Anything I say about five to seven years out is speculation, and I want to be honest that I do not feel qualified to make confident predictions on that horizon.
What I do think holds across whatever specific form factor wins: the interface will shrink, and the distance between user intent and software execution will collapse. Today you click through ten screens to do what you wanted. Eventually you say what you want and the system does it. Whether that happens through a laptop, through glasses, through ambient devices, through something we have not seen yet, I genuinely do not know. The principle is the bet. The hardware is imagination running.
What I am more confident about is the direction. The shape of the work shifts from typing to judgment, from sizes to tailoring, from quarterly cadence to weekly. The role of the experienced builder does not vanish.

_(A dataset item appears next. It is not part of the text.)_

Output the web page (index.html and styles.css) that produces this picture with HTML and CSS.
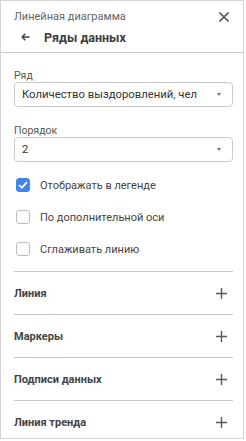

It moves up the stack, toward taste, toward systems thinking, toward the parts of product development that AI is least equipped to do alone.
I started in the Flash era. I watched a single tool hand a generation of designers the power to become developers, and I watched most of them wash out. The people who won that wave were not the ones with the slickest demos. They were the ones who used the new capability to actually solve someone’s problem, and kept solving it after the novelty wore off.
I think this wave rhymes. AI didn’t make software free. It made iteration cheap. The people who learn to iterate with taste, with judgment, and with the discipline to know when a thing is finished, will define the next generation of products.
That is my read. I would genuinely like to hear yours. Where do you see software changing today, and what do you think the next two or three years actually look like inside your own work? What is one part of your workflow that has been ‘compressed’ by AI, and one part that has become unexpectedly harder?